20060221

Sometimes

I realise that sometimes I have very little to say. It's very much ironic, as from what my mother told me, as a child I never ever would shut up. Only when I went to sleep would I bathe in total silence. Also, up until not very long ago I had a complete intolerence to silence. It would drive me completely nuts. As a kid, if there was a power outage leaving the house noise-less, I would become frightened and start screaming.

Nowadays, though, it's a completely different matter. Some days, I will only communicate when it's really needed, otherwise I'll stay in my little bubble. This applies to a lot of things.

I haven't written any poetry in a while. I used to be able to find topics quite easily and would scribble down things here and there. Now, it seems I'm unable to do that. I have lost the way of the word, or so I feel. However, I was told by my former writing teacher that those dry spells are part of what writing is and that you just have to live them through. It's still a bit crazy because when that dryness hits, nothing can make me believe that I'll never be able to write another word again.

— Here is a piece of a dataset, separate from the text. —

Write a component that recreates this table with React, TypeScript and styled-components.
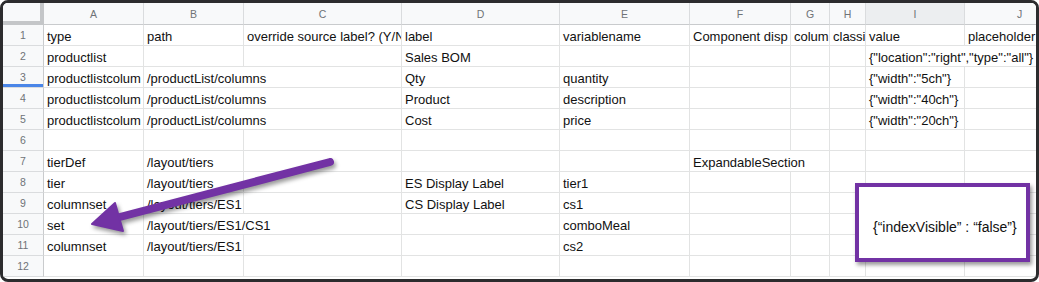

A good example of this drought: yesterday, I spent the whole day playing guitar. I ended up finding four chords that worked really well together and that fit the moment I was bathing in. I tried singing things, but nothing worked. I couldn't find the exact topic and the exact phrasing to go along with that feeling. Thing is, I have a lot of topics to sing about, messages that I would like to put down and send across. I wrote down the chords and left the song in embryo to it's current state. Bare skeleton, no melody, no words...

It's all frustrating though, as I formerly studied writing in college.